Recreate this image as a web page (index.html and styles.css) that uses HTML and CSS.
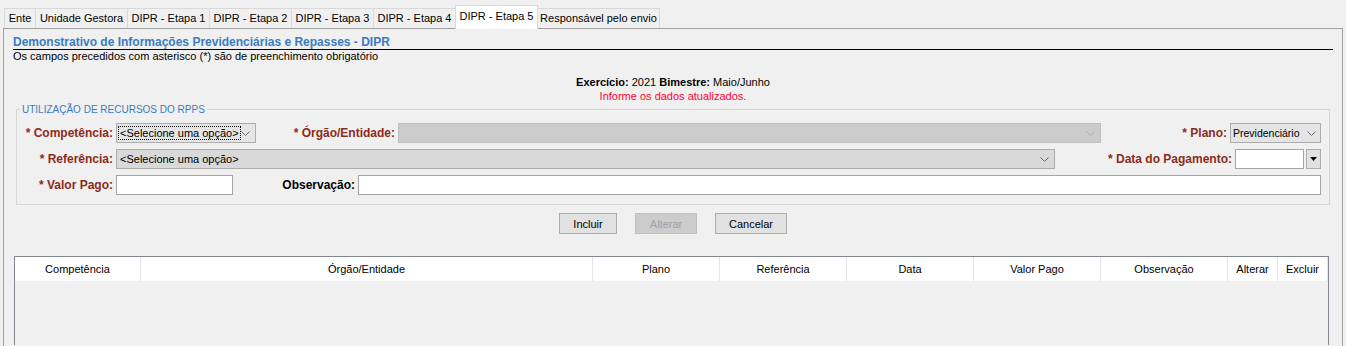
FILE: index.html
```html
<!DOCTYPE html>
<html lang="pt-BR">
<head>
    <meta charset="UTF-8">
    <title>DIPR - Etapa 5</title>
    <link rel="stylesheet" href="styles.css">
</head>
<body>
    <div class="tabs">
        <div class="tab w-32">Ente</div>
        <div class="tab w-93">Unidade Gestora</div>
        <div class="tab w-83">DIPR - Etapa 1</div>
        <div class="tab w-83">DIPR - Etapa 2</div>
        <div class="tab w-83">DIPR - Etapa 3</div>
        <div class="tab w-83">DIPR - Etapa 4</div>
        <div class="tab active w-83">DIPR - Etapa 5</div>
        <div class="tab w-123">Responsável pelo envio</div>
    </div>

    <div class="panel">
        <h2 class="title">Demonstrativo de Informações Previdenciárias e Repasses - DIPR</h2>
        <div class="subtitle">Os campos precedidos com asterisco (*) são de preenchimento obrigatório</div>

        <div class="info">
            <div><b>Exercício:</b> 2021 <b>Bimestre:</b> Maio/Junho</div>
            <div class="alert">Informe os dados atualizados.</div>
        </div>

        <fieldset class="group">
            <legend>UTILIZAÇÃO DE RECURSOS DO RPPS</legend>

            <div class="row">
                <label class="req w-99">* Competência:</label>
                <div class="select w-140"><span class="focus">&lt;Selecione uma opção&gt;</span><svg class="chev" viewBox="0 0 9 5"><path d="M0.5 0.5 L4.5 4.5 L8.5 0.5" /></svg></div>
                <label class="req w-142">* Órgão/Entidade:</label>
                <div class="select disabled w-703"><span></span><svg class="chev" viewBox="0 0 9 5"><path d="M0.5 0.5 L4.5 4.5 L8.5 0.5" /></svg></div>
                <label class="req w-129">* Plano:</label>
                <div class="select tight w-91"><span>Previdenciário</span><svg class="chev" viewBox="0 0 9 5"><path d="M0.5 0.5 L4.5 4.5 L8.5 0.5" /></svg></div>
            </div>

            <div class="row">
                <label class="req w-99">* Referência:</label>
                <div class="select gray w-939"><span>&lt;Selecione uma opção&gt;</span><svg class="chev" viewBox="0 0 9 5"><path d="M0.5 0.5 L4.5 4.5 L8.5 0.5" /></svg></div>
                <label class="req w-180">* Data do Pagamento:</label>
                <div class="input w-69"></div>
                <div class="date-btn"><svg viewBox="0 0 7 4"><path d="M0 0 H7 L3.5 4 Z" /></svg></div>
            </div>

            <div class="row">
                <label class="req w-99">* Valor Pago:</label>
                <div class="input w-117"></div>
                <label class="w-125">Observação:</label>
                <div class="input w-963"></div>
            </div>
        </fieldset>

        <div class="actions">
            <button class="btn w-58">Incluir</button>
            <button class="btn w-62" disabled>Alterar</button>
            <button class="btn w-72">Cancelar</button>
        </div>

        <div class="grid">
            <div class="grid-head">
                <div class="col w-126">Competência</div>
                <div class="col w-452">Órgão/Entidade</div>
                <div class="col w-127">Plano</div>
                <div class="col w-127">Referência</div>
                <div class="col w-127">Data</div>
                <div class="col w-127">Valor Pago</div>
                <div class="col w-127">Observação</div>
                <div class="col w-50">Alterar</div>
                <div class="col w-50">Excluir</div>
            </div>
        </div>
    </div>
</body>
</html>
```

FILE: styles.css
```css
body {
    margin: 0;
    background-color: #f0f0f0;
    font-family: "Liberation Sans", Arial, sans-serif;
    font-size: 11px;
    color: #000;
    height: 346px;
    overflow: hidden;
}

/* abas */
.tabs {
    display: flex;
    align-items: flex-end;
    height: 28px;
    padding-left: 4px;
}

.tab {
    flex: none;
    box-sizing: border-box;
    height: 20px;
    line-height: 18px;
    text-align: center;
    border: 1px solid #d9d9d9;
    border-bottom: none;
    margin-right: -1px;
    background-color: #f0f0f0;
    white-space: nowrap;
}

.tab.active {
    height: 24px;
    line-height: 20px;
    margin-bottom: -1px;
    background-color: #fff;
    position: relative;
    z-index: 1;
}

/* painel */
.panel {
    box-sizing: border-box;
    height: 318px;
    margin: 0 3px;
    padding: 0 9px;
    border: 1px solid #a0a0a0;
    border-bottom: none;
}

.title {
    margin: 0;
    padding-top: 6px;
    font-size: 12px;
    line-height: 14px;
    color: #3a7cbf;
    border-bottom: 1px solid #000;
}

.subtitle {
    line-height: 13px;
}

.info {
    margin-top: 12px;
    text-align: center;
    line-height: 14px;
}

.alert {
    color: #ff0033;
}

/* grupo */
.group {
    margin: 0 3px;
    padding: 7px 8px 9px 0;
    border: 1px solid #d5d5d5;
}

.group legend {
    margin-left: 3px;
    padding: 0 2px;
    font-size: 10px;
    line-height: 13px;
    color: #3a7cbf;
}

.row {
    display: flex;
    align-items: center;
    height: 20px;
    margin-bottom: 6px;
}

.row:last-child {
    margin-bottom: 0;
}

.row label {
    flex: none;
    box-sizing: border-box;
    padding-right: 3px;
    text-align: right;
    font-size: 12px;
    font-weight: bold;
    white-space: nowrap;
}

.row label.req {
    color: #8b2c1a;
}

.select,
.input,
.date-btn {
    flex: none;
    box-sizing: border-box;
    height: 20px;
}

.row .input + .date-btn {
    margin-left: 2px;
}

.select {
    display: flex;
    align-items: center;
    justify-content: space-between;
    padding: 0 5px 0 3px;
    border: 1px solid #acacac;
    background-color: #e5e5e5;
    white-space: nowrap;
    overflow: hidden;
}

.select.tight {
    padding: 0 4px 0 2px;
    font-size: 10.5px;
}

.select.gray {
    background-color: #d9d9d9;
}

.select.disabled {
    background-color: #cccccc;
    border-color: #bfbfbf;
}

.select .focus {
    margin-left: -1px;
    padding: 0 1px;
    outline: 1px dotted #000;
}

.chev {
    flex: none;
    width: 9px;
    height: 5px;
    fill: none;
    stroke: #6a6a6a;
    stroke-width: 1;
}

.disabled .chev {
    stroke: #adadad;
}

.input {
    background-color: #fff;
    border: 1px solid #a5a5a5;
}

.date-btn {
    width: 15px;
    display: flex;
    align-items: center;
    justify-content: center;
    border: 1px solid #adadad;
    background-color: #e1e1e1;
}

.date-btn svg {
    width: 7px;
    height: 4px;
    fill: #000;
}

/* botoes */
.actions {
    display: flex;
    justify-content: center;
    gap: 18px;
    margin-top: 8px;
}

.btn {
    box-sizing: border-box;
    height: 21px;
    padding: 0;
    font-family: inherit;
    font-size: 11px;
    color: #000;
    background-color: #e1e1e1;
    border: 1px solid #adadad;
}

.btn:disabled {
    color: #a0a0a0;
    background-color: #cccccc;
    border-color: #bfbfbf;
}

/* tabela */
.grid {
    height: 88px;
    margin: 22px 4px 0 1px;
    border: 1px solid #828790;
    border-bottom: none;
}

.grid-head {
    display: flex;
    height: 24px;
}

.col {
    flex: none;
    box-sizing: border-box;
    line-height: 24px;
    text-align: center;
    background-color: #fff;
    border-right: 1px solid #e5e5e5;
}

.w-32 { width: 32px; }
.w-50 { width: 50px; }
.w-58 { width: 58px; }
.w-62 { width: 62px; }
.w-69 { width: 69px; }
.w-72 { width: 72px; }
.w-83 { width: 83px; }
.w-91 { width: 91px; }
.w-93 { width: 93px; }
.w-99 { width: 99px; }
.w-117 { width: 117px; }
.w-123 { width: 123px; }
.w-125 { width: 125px; }
.w-126 { width: 126px; }
.w-127 { width: 127px; }
.w-129 { width: 129px; }
.w-140 { width: 140px; }
.w-142 { width: 142px; }
.w-180 { width: 180px; }
.w-452 { width: 452px; }
.w-703 { width: 703px; }
.w-939 { width: 939px; }
.w-963 { width: 963px; }
```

···

- Job:
Count the lines that hold the string "index" and state that number alone.

- Finished answer:
3